-- BEGIN --

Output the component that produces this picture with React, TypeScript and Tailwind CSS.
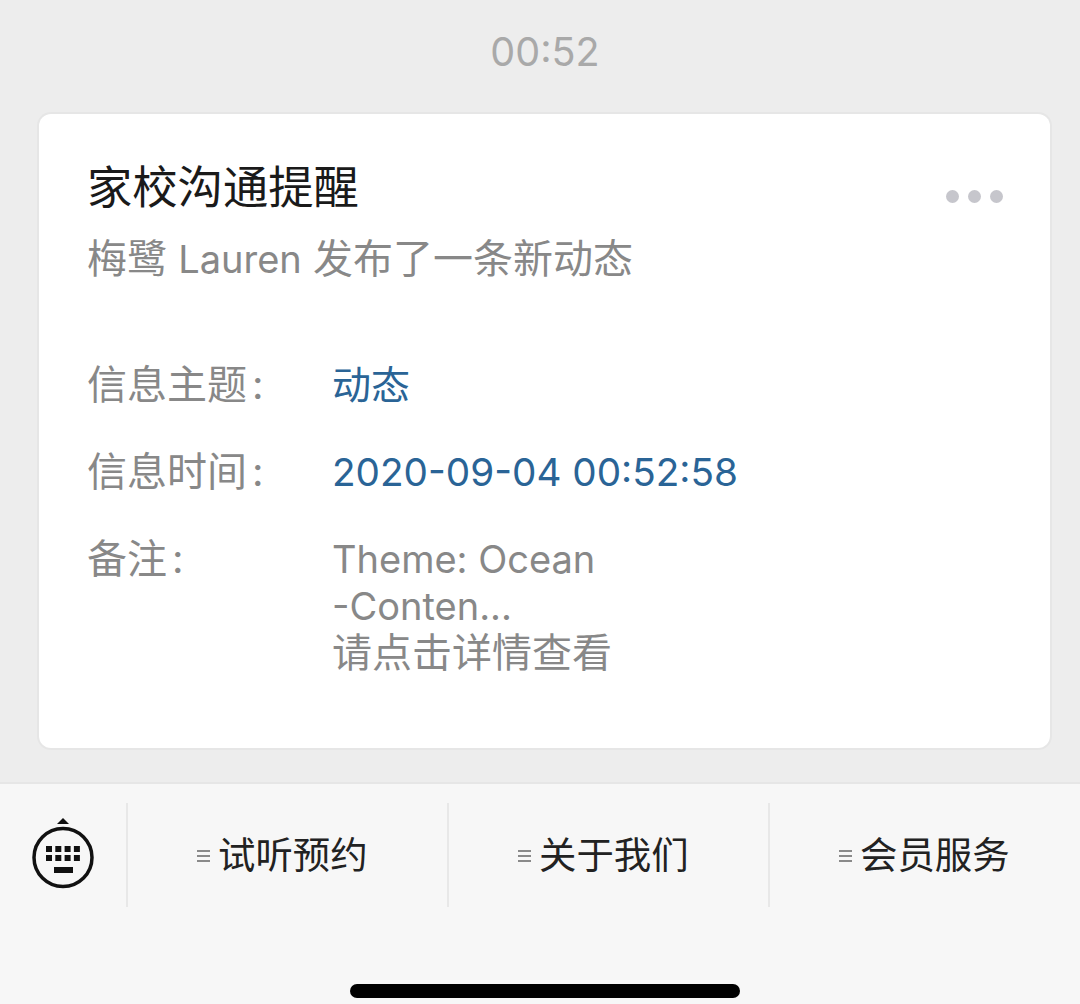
const cjk = "font-['Inter','Noto_Sans_CJK_SC',sans-serif]";

const rows = [
  { label: "信息主题", value: "动态", size: "text-[39px]" },
  { label: "信息时间", value: "2020-09-04 00:52:58", size: "text-[38.7px]" },
];

function KeyboardIcon() {
  return (
    <svg width="63" height="71" viewBox="0 0 63 71" fill="none">
      <path d="M25 6 L31 0 L37 6 Z" fill="#111" />
      <circle cx="31" cy="39.5" r="29" stroke="#111" strokeWidth="3.5" />
      {[14, 23.3, 32.6, 41.9].map((x) => (
        <g key={x} fill="#111">
          <rect x={x} y="28" width="6" height="6" />
          <rect x={x} y="37" width="6" height="6" />
        </g>
      ))}
      <rect x="22" y="49" width="19" height="6" fill="#111" />
    </svg>
  );
}

function MenuTab({ label, width }: { label: string; width: string }) {
  return (
    <div className={`${width} h-[104px] border-l-2 border-[#e8e8e8] flex items-center pl-[69px]`}>
      <span className="flex flex-col gap-[3px] mr-[8px] mt-[1px]">
        <span className="block w-[13px] h-[2px] bg-[#8a8a8a]"></span>
        <span className="block w-[13px] h-[2px] bg-[#8a8a8a]"></span>
        <span className="block w-[13px] h-[2px] bg-[#8a8a8a]"></span>
      </span>
      <span className="text-[37.4px] leading-[44px] mt-[2px] text-[#222]">{label}</span>
    </div>
  );
}

export default function App() {
  return (
    <div className={`w-[1080px] h-[1004px] bg-[#ededed] flex flex-col overflow-hidden ${cjk}`}>
      <div className="h-[114px] pt-[30px] pl-[10px] text-center text-[39.5px] leading-[45px] text-[#a9a9a9]">00:52</div>

      <div className="ml-[39px] w-[1011px] h-[634px] bg-white rounded-[12px] shadow-[0_0_0_2px_#e6e6e6] pt-[48px] pl-[48px] pr-[47px]">
        <div className="flex justify-between items-start h-[52px]">
          <h1 className="text-[45.3px] leading-[52px] text-[#1a1a1a]">家校沟通提醒</h1>
          <div className="flex gap-[9px] mt-[28px]">
            <span className="w-[13px] h-[13px] rounded-full bg-[#c6c6cc]"></span>
            <span className="w-[13px] h-[13px] rounded-full bg-[#c6c6cc]"></span>
            <span className="w-[13px] h-[13px] rounded-full bg-[#c6c6cc]"></span>
          </div>
        </div>
        <p className="mt-[21px] text-[40px] leading-[48px] text-[#888]">
          梅鹭 <span className="text-[38px]">Lauren</span> 发布了一条新动态
        </p>

        <div className="mt-[78px] flex flex-col gap-[39px] text-[40px] leading-[48px]">
          {rows.map((row) => (
            <div key={row.label} className="flex h-[48px]">
              <span className="w-[245px] text-[#888]">
                {row.label}
                <span className="ml-[5px]">:</span>
              </span>
              <span className={`${row.size} text-[#2a6496]`}>{row.value}</span>
            </div>
          ))}
          <div className="flex">
            <span className="w-[245px] text-[#888]">
              备注<span className="ml-[5px]">:</span>
            </span>
            <div className="text-[#888] pt-[1px]">
              <div className="text-[38px] leading-[47px]">Theme: Ocean</div>
              <div className="text-[38px] leading-[47px]">-Conten...</div>
              <div className="leading-[45px]">请点击详情查看</div>
            </div>
          </div>
        </div>
      </div>

      <div className="mt-[34px] flex-1 bg-[#f7f7f7] border-t-2 border-[#e6e6e6] flex flex-col">
        <div className="flex pt-[19px]">
          <div className="w-[126px] h-[104px] pl-[32px] pt-[15px]">
            <KeyboardIcon />
          </div>
          <MenuTab label="试听预约" width="w-[321px]" />
          <MenuTab label="关于我们" width="w-[321px]" />
          <MenuTab label="会员服务" width="w-[312px]" />
        </div>
        <div className="mt-[77px] ml-[350px] w-[390px] h-[14px] rounded-full bg-black"></div>
      </div>
    </div>
  );
}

-- END --

**Exercise directions**.
Omit every picture, then repeat the remaining data exactly as it appears above.

**Exercise result**.
Output the component that produces this picture with React, TypeScript and Tailwind CSS.
const cjk = "font-['Inter','Noto_Sans_CJK_SC',sans-serif]";

const rows = [
  { label: "信息主题", value: "动态", size: "text-[39px]" },
  { label: "信息时间", value: "2020-09-04 00:52:58", size: "text-[38.7px]" },
];

function KeyboardIcon() {
  return (
    <svg width="63" height="71" viewBox="0 0 63 71" fill="none">
      <path d="M25 6 L31 0 L37 6 Z" fill="#111" />
      <circle cx="31" cy="39.5" r="29" stroke="#111" strokeWidth="3.5" />
      {[14, 23.3, 32.6, 41.9].map((x) => (
        <g key={x} fill="#111">
          <rect x={x} y="28" width="6" height="6" />
          <rect x={x} y="37" width="6" height="6" />
        </g>
      ))}
      <rect x="22" y="49" width="19" height="6" fill="#111" />
    </svg>
  );
}

function MenuTab({ label, width }: { label: string; width: string }) {
  return (
    <div className={`${width} h-[104px] border-l-2 border-[#e8e8e8] flex items-center pl-[69px]`}>
      <span className="flex flex-col gap-[3px] mr-[8px] mt-[1px]">
        <span className="block w-[13px] h-[2px] bg-[#8a8a8a]"></span>
        <span className="block w-[13px] h-[2px] bg-[#8a8a8a]"></span>
        <span className="block w-[13px] h-[2px] bg-[#8a8a8a]"></span>
      </span>
      <span className="text-[37.4px] leading-[44px] mt-[2px] text-[#222]">{label}</span>
    </div>
  );
}

export default function App() {
  return (
    <div className={`w-[1080px] h-[1004px] bg-[#ededed] flex flex-col overflow-hidden ${cjk}`}>
      <div className="h-[114px] pt-[30px] pl-[10px] text-center text-[39.5px] leading-[45px] text-[#a9a9a9]">00:52</div>

      <div className="ml-[39px] w-[1011px] h-[634px] bg-white rounded-[12px] shadow-[0_0_0_2px_#e6e6e6] pt-[48px] pl-[48px] pr-[47px]">
        <div className="flex justify-between items-start h-[52px]">
          <h1 className="text-[45.3px] leading-[52px] text-[#1a1a1a]">家校沟通提醒</h1>
          <div className="flex gap-[9px] mt-[28px]">
            <span className="w-[13px] h-[13px] rounded-full bg-[#c6c6cc]"></span>
            <span className="w-[13px] h-[13px] rounded-full bg-[#c6c6cc]"></span>
            <span className="w-[13px] h-[13px] rounded-full bg-[#c6c6cc]"></span>
          </div>
        </div>
        <p className="mt-[21px] text-[40px] leading-[48px] text-[#888]">
          梅鹭 <span className="text-[38px]">Lauren</span> 发布了一条新动态
        </p>

        <div className="mt-[78px] flex flex-col gap-[39px] text-[40px] leading-[48px]">
          {rows.map((row) => (
            <div key={row.label} className="flex h-[48px]">
              <span className="w-[245px] text-[#888]">
                {row.label}
                <span className="ml-[5px]">:</span>
              </span>
              <span className={`${row.size} text-[#2a6496]`}>{row.value}</span>
            </div>
          ))}
          <div className="flex">
            <span className="w-[245px] text-[#888]">
              备注<span className="ml-[5px]">:</span>
            </span>
            <div className="text-[#888] pt-[1px]">
              <div className="text-[38px] leading-[47px]">Theme: Ocean</div>
              <div className="text-[38px] leading-[47px]">-Conten...</div>
              <div className="leading-[45px]">请点击详情查看</div>
            </div>
          </div>
        </div>
      </div>

      <div className="mt-[34px] flex-1 bg-[#f7f7f7] border-t-2 border-[#e6e6e6] flex flex-col">
        <div className="flex pt-[19px]">
          <div className="w-[126px] h-[104px] pl-[32px] pt-[15px]">
            <KeyboardIcon />
          </div>
          <MenuTab label="试听预约" width="w-[321px]" />
          <MenuTab label="关于我们" width="w-[321px]" />
          <MenuTab label="会员服务" width="w-[312px]" />
        </div>
        <div className="mt-[77px] ml-[350px] w-[390px] h-[14px] rounded-full bg-black"></div>
      </div>
    </div>
  );
}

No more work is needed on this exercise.